**DATA BLOCK**
%%

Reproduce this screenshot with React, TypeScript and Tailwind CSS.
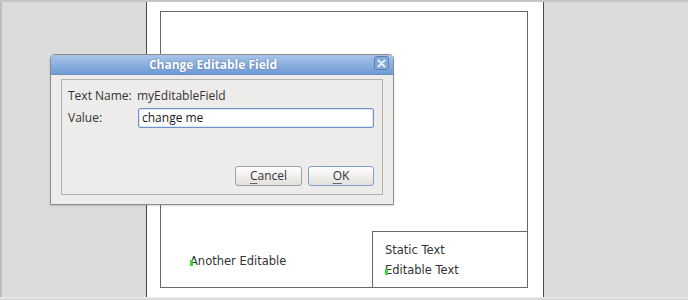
export default function App() {
  return (
    <div className="relative w-[688px] h-[300px] overflow-hidden bg-[#dcdcdc] font-['DejaVu_Sans',sans-serif]">
      {/* top frame line */}
      <div className="h-[2px] bg-[#c6c6c6]" />

      <div className="flex h-[295px]">
        {/* left canvas margin */}
        <div className="w-[146px] border-l-2 border-[#bdbdbd] bg-[#dcdcdc]" />

        {/* page */}
        <div className="w-[398px] border-x border-[#4a4a4a] bg-white">
          <div className="mt-[9px] ml-[13px] w-[368px] h-[277px] border border-[#666] flex flex-col">
            <div className="flex-1" />
            <div className="flex h-[56px]">
              <div className="flex-1 pl-[29px] pt-[20px] text-[11.5px] leading-[20px] text-[#333]">
                <span className="relative">
                  <span className="absolute left-0 top-[6px] w-[3px] h-[6px] bg-[#3fd43f]" />
                  Another Editable
                </span>
              </div>
              <div className="w-[155px] border-l border-t border-[#666] pl-[12px] pt-[8px] text-[11.5px] leading-[20px] text-[#333]">
                <div>Static Text</div>
                <div>
                  <span className="relative">
                    <span className="absolute left-0 top-[6px] w-[3px] h-[6px] bg-[#3fd43f]" />
                    Editable Text
                  </span>
                </div>
              </div>
            </div>
          </div>
        </div>

        {/* right canvas margin */}
        <div className="flex-1 bg-[#dcdcdc]" />
      </div>

      {/* bottom frame line */}
      <div className="h-[1px] bg-[#ececec]" />

      {/* dialog window */}
      <div className="absolute left-[50px] top-[54px] w-[344px] h-[151px] rounded-t-[5px] border border-[#8c8c8c] bg-[#edeceb] shadow-[0_1px_2px_rgba(0,0,0,0.15)] font-['Open_Sans',sans-serif]">
        <div className="relative h-[20px] rounded-t-[4px] bg-gradient-to-b from-[#a9c5ea] to-[#6f9bd5] border-b border-[#6a8fc2] flex items-center">
          <div className="w-[324px] text-center text-[12px] font-bold text-white [text-shadow:0_0_2px_rgba(40,70,120,0.6)]">
            Change Editable Field
          </div>
          <div className="absolute right-[4px] top-[1px] w-[15px] h-[14px] rounded-[3px] border border-[#5a7fb4] bg-[#86a9db] flex items-center justify-center">
            <svg width="9" height="9" viewBox="0 0 9 9">
              <path d="M1.5 1.5 L7.5 7.5 M7.5 1.5 L1.5 7.5" stroke="#e8f0fb" strokeWidth="1.8" strokeLinecap="round" />
            </svg>
          </div>
        </div>

        <div className="px-[10px] pt-[4px]">
          <div className="h-[116px] border border-[#b4b2ae] px-[6px] pt-[8px] text-[12px] text-[#333]">
            <div className="flex h-[16px] items-center">
              <span className="w-[69px] shrink-0">Text Name:</span>
              <span>myEditableField</span>
            </div>
            <div className="mt-[4px] flex items-center">
              <span className="w-[70px] shrink-0">Value:</span>
              <div className="w-[236px] h-[20px] rounded-[2px] border border-[#6f93c6] bg-white pl-[3px] leading-[18px] text-[#1a1a1a] shadow-[inset_0_0_0_1px_#dce7f5]">
                change me
              </div>
            </div>
            <div className="mt-[38px] flex justify-end gap-[6px] pr-[2px]">
              <button className="w-[67px] h-[20px] rounded-[3px] border border-[#a3a19d] bg-gradient-to-b from-white to-[#e2e0dc] text-[12px] leading-[18px] text-[#333]">
                <span className="underline underline-offset-[3px] decoration-[#666]">C</span>ancel
              </button>
              <button className="w-[66px] h-[20px] rounded-[3px] border border-[#7d9fd0] bg-gradient-to-b from-white to-[#e2e0dc] text-[12px] leading-[18px] text-[#333]">
                <span className="underline underline-offset-[3px] decoration-[#666]">O</span>K
              </button>
            </div>
          </div>
        </div>
      </div>
    </div>
  );
}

%%

**TASK STATEMENT**
Strip out the pictures and quote the remaining data word for word.

**RIGHT ANSWER**
Reproduce this screenshot with React, TypeScript and Tailwind CSS.
export default function App() {
  return (
    <div className="relative w-[688px] h-[300px] overflow-hidden bg-[#dcdcdc] font-['DejaVu_Sans',sans-serif]">
      {/* top frame line */}
      <div className="h-[2px] bg-[#c6c6c6]" />

      <div className="flex h-[295px]">
        {/* left canvas margin */}
        <div className="w-[146px] border-l-2 border-[#bdbdbd] bg-[#dcdcdc]" />

        {/* page */}
        <div className="w-[398px] border-x border-[#4a4a4a] bg-white">
          <div className="mt-[9px] ml-[13px] w-[368px] h-[277px] border border-[#666] flex flex-col">
            <div className="flex-1" />
            <div className="flex h-[56px]">
              <div className="flex-1 pl-[29px] pt-[20px] text-[11.5px] leading-[20px] text-[#333]">
                <span className="relative">
                  <span className="absolute left-0 top-[6px] w-[3px] h-[6px] bg-[#3fd43f]" />
                  Another Editable
                </span>
              </div>
              <div className="w-[155px] border-l border-t border-[#666] pl-[12px] pt-[8px] text-[11.5px] leading-[20px] text-[#333]">
                <div>Static Text</div>
                <div>
                  <span className="relative">
                    <span className="absolute left-0 top-[6px] w-[3px] h-[6px] bg-[#3fd43f]" />
                    Editable Text
                  </span>
                </div>
              </div>
            </div>
          </div>
        </div>

        {/* right canvas margin */}
        <div className="flex-1 bg-[#dcdcdc]" />
      </div>

      {/* bottom frame line */}
      <div className="h-[1px] bg-[#ececec]" />

      {/* dialog window */}
      <div className="absolute left-[50px] top-[54px] w-[344px] h-[151px] rounded-t-[5px] border border-[#8c8c8c] bg-[#edeceb] shadow-[0_1px_2px_rgba(0,0,0,0.15)] font-['Open_Sans',sans-serif]">
        <div className="relative h-[20px] rounded-t-[4px] bg-gradient-to-b from-[#a9c5ea] to-[#6f9bd5] border-b border-[#6a8fc2] flex items-center">
          <div className="w-[324px] text-center text-[12px] font-bold text-white [text-shadow:0_0_2px_rgba(40,70,120,0.6)]">
            Change Editable Field
          </div>
          <div className="absolute right-[4px] top-[1px] w-[15px] h-[14px] rounded-[3px] border border-[#5a7fb4] bg-[#86a9db] flex items-center justify-center">
            <svg width="9" height="9" viewBox="0 0 9 9">
              <path d="M1.5 1.5 L7.5 7.5 M7.5 1.5 L1.5 7.5" stroke="#e8f0fb" strokeWidth="1.8" strokeLinecap="round" />
            </svg>
          </div>
        </div>

        <div className="px-[10px] pt-[4px]">
          <div className="h-[116px] border border-[#b4b2ae] px-[6px] pt-[8px] text-[12px] text-[#333]">
            <div className="flex h-[16px] items-center">
              <span className="w-[69px] shrink-0">Text Name:</span>
              <span>myEditableField</span>
            </div>
            <div className="mt-[4px] flex items-center">
              <span className="w-[70px] shrink-0">Value:</span>
              <div className="w-[236px] h-[20px] rounded-[2px] border border-[#6f93c6] bg-white pl-[3px] leading-[18px] text-[#1a1a1a] shadow-[inset_0_0_0_1px_#dce7f5]">
                change me
              </div>
            </div>
            <div className="mt-[38px] flex justify-end gap-[6px] pr-[2px]">
              <button className="w-[67px] h-[20px] rounded-[3px] border border-[#a3a19d] bg-gradient-to-b from-white to-[#e2e0dc] text-[12px] leading-[18px] text-[#333]">
                <span className="underline underline-offset-[3px] decoration-[#666]">C</span>ancel
              </button>
              <button className="w-[66px] h-[20px] rounded-[3px] border border-[#7d9fd0] bg-gradient-to-b from-white to-[#e2e0dc] text-[12px] leading-[18px] text-[#333]">
                <span className="underline underline-offset-[3px] decoration-[#666]">O</span>K
              </button>
            </div>
          </div>
        </div>
      </div>
    </div>
  );
}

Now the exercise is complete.